Когда я прихожу в себя, батюшка дает мне читать о том, как апостол Иоанн пошел в горы за заблудшим учеником своим; и еще о том, что, если бы Господь счел нужным, Он мог бы каждую морскую гальку превратить в драгоценный камень и дать любящим Его, но не делает этого, ибо это им не полезно.
Но бывают дни, когда старец страшен и суров. В хибарке неутешно плачет женщина. У нее один за другим умирают дети. Вчера она схоронила последнего. Старец выходит на общее благословение, проходит по рядам. Женщина с плачем падает ему в ноги. Он, не останавливаясь, с каменным лицом бросает ей:
— Это наказание за грехи.
В Оптиной была девица, самовольно юродствовавшая. Она, сидя в хибарке, пела мирские песни, безсмысленно смеялась, иногда ругалась. Старец благословлял пришедших к нему. Девица стояла, ожидая благословения. Вдруг он поднял руку с грозным отстраняющим жестом и, пятясь, безконечно медленно стал отступать от нее — все время с поднятой рукой. Когда он скрылся за своей дверью, девица упала в судорогах.

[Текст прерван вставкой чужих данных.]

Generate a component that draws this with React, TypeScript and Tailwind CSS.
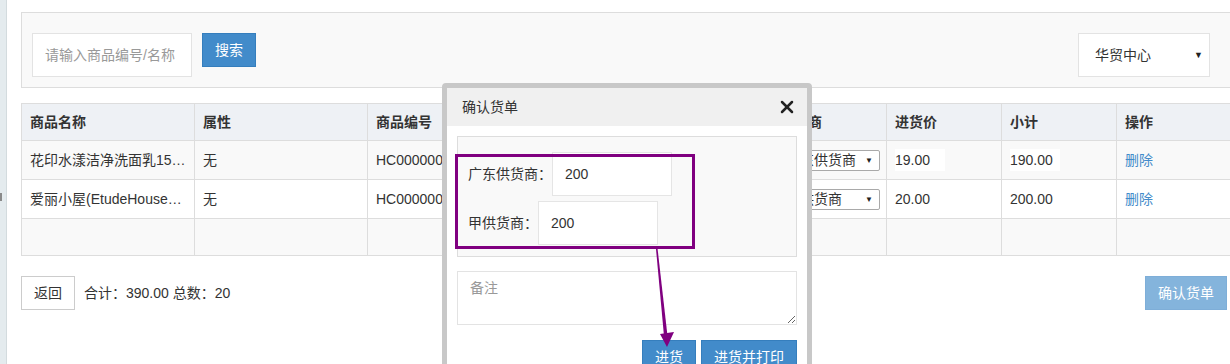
import React from "react";
import { X } from "lucide-react";

const cols = [173, 173, 173, 115, 116, 115, 115, 115, 115];

const headers = ["商品名称", "属性", "商品编号", "单位", "进货数量", "供货商", "进货价", "小计", "操作"];

type Row = {
  name: string;
  attr: string;
  code: string;
  unit: string;
  qty: string;
  supplier: string;
  price: string;
  total: string;
};

const rows: Row[] = [
  {
    name: "花印水漾洁净洗面乳150ml",
    attr: "无",
    code: "HC0000002",
    unit: "个",
    qty: "10",
    supplier: "广东供货商",
    price: "19.00",
    total: "190.00",
  },
  {
    name: "爱丽小屋(EtudeHouse)玫瑰洗面奶",
    attr: "无",
    code: "HC0000001",
    unit: "个",
    qty: "10",
    supplier: "甲供货商",
    price: "20.00",
    total: "200.00",
  },
];

const SupplierSelect: React.FC<{ value: string }> = ({ value }) => (
  <span className="inline-flex items-center justify-between w-[100px] h-[21px] border border-[#a9a9a9] rounded-[2px] bg-white pl-[5px] pr-[6px] leading-[19px]">
    <span>{value}</span>
    <span className="text-[8px] text-[#222]">▼</span>
  </span>
);

const PriceBox: React.FC<{ value: string }> = ({ value }) => (
  <span className="inline-flex items-center w-[50px] h-[22px] bg-white">{value}</span>
);

const App: React.FC = () => {
  return (
    <div className="relative flex w-[1230px] h-[364px] overflow-hidden bg-white text-[14px] leading-[20px] text-[#333] font-['Liberation_Sans','Noto_Sans_CJK_SC',sans-serif]">
      {/* left strip */}
      <div className="relative w-[7px] shrink-0 bg-[#e4ebee] border-r border-[#d3dbde]">
        <div className="absolute left-0 top-[193px] w-[2px] h-[8px] bg-[#8a8a8a]" />
      </div>

      <div className="w-[1224px] shrink-0 pl-[14px] pt-[12px]">
        {/* search panel */}
        <div className="flex items-start justify-between w-[1210px] h-[76px] border border-[#ddd] bg-[#f9f9f9] pt-[20px] pl-[10px] pr-[20px]">
          <div className="flex items-start gap-[10px]">
            <div className="flex items-center w-[160px] h-[44px] border border-[#e3e3e3] bg-white pl-[12px] text-[#999]">
              请输入商品编号/名称
            </div>
            <button className="w-[54px] h-[34px] bg-[#428bca] border border-[#357ebd] text-white">搜索</button>
          </div>
          <div className="flex items-center justify-between w-[132px] h-[44px] border border-[#e3e3e3] bg-white pl-[16px] pr-[6px]">
            <span>华贸中心</span>
            <span className="text-[9px] text-[#222]">▼</span>
          </div>
        </div>

        {/* table */}
        <table className="mt-[15px] w-[1210px] table-fixed border-collapse">
          <colgroup>
            {cols.map((w, i) => (
              <col key={i} style={{ width: w }} />
            ))}
          </colgroup>
          <thead>
            <tr className="h-[37px] bg-[#eef1f5]">
              {headers.map((h) => (
                <th key={h} className="border border-[#ddd] px-[8px] text-left font-bold align-middle">
                  {h}
                </th>
              ))}
            </tr>
          </thead>
          <tbody>
            {rows.map((r, i) => (
              <tr key={r.code} className={i % 2 === 0 ? "h-[39px] bg-[#f9f9f9]" : "h-[39px] bg-white"}>
                <td className="border border-[#ddd] px-[8px] align-middle">
                  <div className="truncate">{r.name}</div>
                </td>
                <td className="border border-[#ddd] px-[8px] align-middle">{r.attr}</td>
                <td className="border border-[#ddd] px-[8px] align-middle">{r.code}</td>
                <td className="border border-[#ddd] px-[8px] align-middle">{r.unit}</td>
                <td className="border border-[#ddd] px-[8px] align-middle">{r.qty}</td>
                <td className="border border-[#ddd] px-[8px] align-middle">
                  <SupplierSelect value={r.supplier} />
                </td>
                <td className="border border-[#ddd] px-[8px] align-middle">
                  <PriceBox value={r.price} />
                </td>
                <td className="border border-[#ddd] px-[8px] align-middle">
                  <PriceBox value={r.total} />
                </td>
                <td className="border border-[#ddd] px-[8px] align-middle">
                  <a href="#" className="text-[#428bca]">删除</a>
                </td>
              </tr>
            ))}
            <tr className="h-[37px] bg-[#f9f9f9]">
              {headers.map((h) => (
                <td key={h} className="border border-[#ddd]" />
              ))}
            </tr>
          </tbody>
        </table>

        {/* footer */}
        <div className="mt-[20px] flex items-center justify-between w-[1210px]">
          <div className="flex items-center">
            <button className="w-[54px] h-[34px] border border-[#ccc] bg-white">返回</button>
            <span className="ml-[9px]">合计：390.00 总数：20</span>
          </div>
          <button className="mr-[4px] w-[82px] h-[34px] bg-[#84b4dc] border border-[#7eaed8] text-white">确认货单</button>
        </div>
      </div>

      {/* modal */}
      <div className="absolute left-[442px] top-[83px] w-[370px] h-[300px] border-[5px] border-[#c8c8c8] rounded-[4px] bg-white">
        <div className="flex items-center justify-between h-[38px] bg-[#f0f0f0] pl-[15px] pr-[10px]">
          <span>确认货单</span>
          <X size={20} strokeWidth={3} className="text-[#222]" />
        </div>
        <div className="px-[10px] pt-[10px]">
          <div className="w-[340px] border border-[#ddd] bg-[#f9f9f9] pt-[15px] pl-[10px] pb-[11px]">
            <div className="flex items-center">
              <span>广东供货商：</span>
              <div className="flex items-center w-[120px] h-[44px] border border-[#e5e5e5] bg-white pl-[12px]">200</div>
            </div>
            <div className="mt-[5px] flex items-center">
              <span>甲供货商：</span>
              <div className="flex items-center w-[120px] h-[44px] border border-[#e5e5e5] bg-white pl-[12px]">200</div>
            </div>
          </div>
          <textarea
            placeholder="备注"
            className="mt-[14px] block w-[340px] h-[54px] border border-[#e3e3e3] bg-white px-[12px] pt-[6px] placeholder:text-[#999] outline-none"
          />
          <div className="mt-[15px] flex justify-end gap-[5px] w-[340px]">
            <button className="w-[54px] h-[34px] bg-[#428bca] border border-[#357ebd] text-white">进货</button>
            <button className="w-[96px] h-[34px] bg-[#428bca] border border-[#357ebd] text-white">进货并打印</button>
          </div>
        </div>
      </div>

      {/* annotation */}
      <div className="absolute left-[455px] top-[154px] w-[240px] h-[95px] border-[3px] border-[#800080]" />
      <svg className="absolute left-0 top-0 pointer-events-none" width="1230" height="364">
        <polygon points="656,249 657.6,249 667.5,336 664,336" fill="#800080" />
        <polygon points="660,334 674,332 667,347" fill="#800080" />
      </svg>
    </div>
  );
};

export default App;
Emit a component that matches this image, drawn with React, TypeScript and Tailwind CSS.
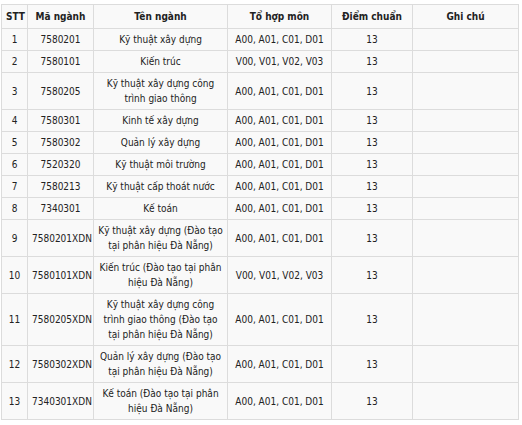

Страшное впечатление оставила во мне еще одна история. После Рождества я поехала из Оптиной в Москву. Одна монахиня, матушка А., при мне просила батюшку, чтобы он позволил мне привезти с собой в Оптину ее больную слепую сестру, которая находилась в то время в одной московской богадельне. Батюшка не благословил, он только велел мне навестить ее, передать посылку от матушки А., и попросить отца С., чтобы тот причастил больную. Я поехала в богадельню. Среди грязной палаты я увидела худенькую измученную женщину, по которой ползали вши. Когда я назвала ей имя отца Нектария, на лице ее отразился дикий ужас, как у затравленного животного. И она испуганно спросила меня. Я, как могла, ее утешила и успокоила и сказала, что на днях к ней приедет отец Сергий и причастит ее. Когда я вернулась в Оптину, батюшка сказал:
— Видишь ли, она два раза спрашивала меня, как ей жить. Я благословил ей идти в монастырь, но она не послушалась меня и, вот видишь, ослепла. — А затем, обернувшись к матушке Анне (сестре болящей), прибавил: — Она скоро умрет, но перед смертью прозреет, и последние дни будет очень хорошо жить, а похоронят ее самым лучшим образом.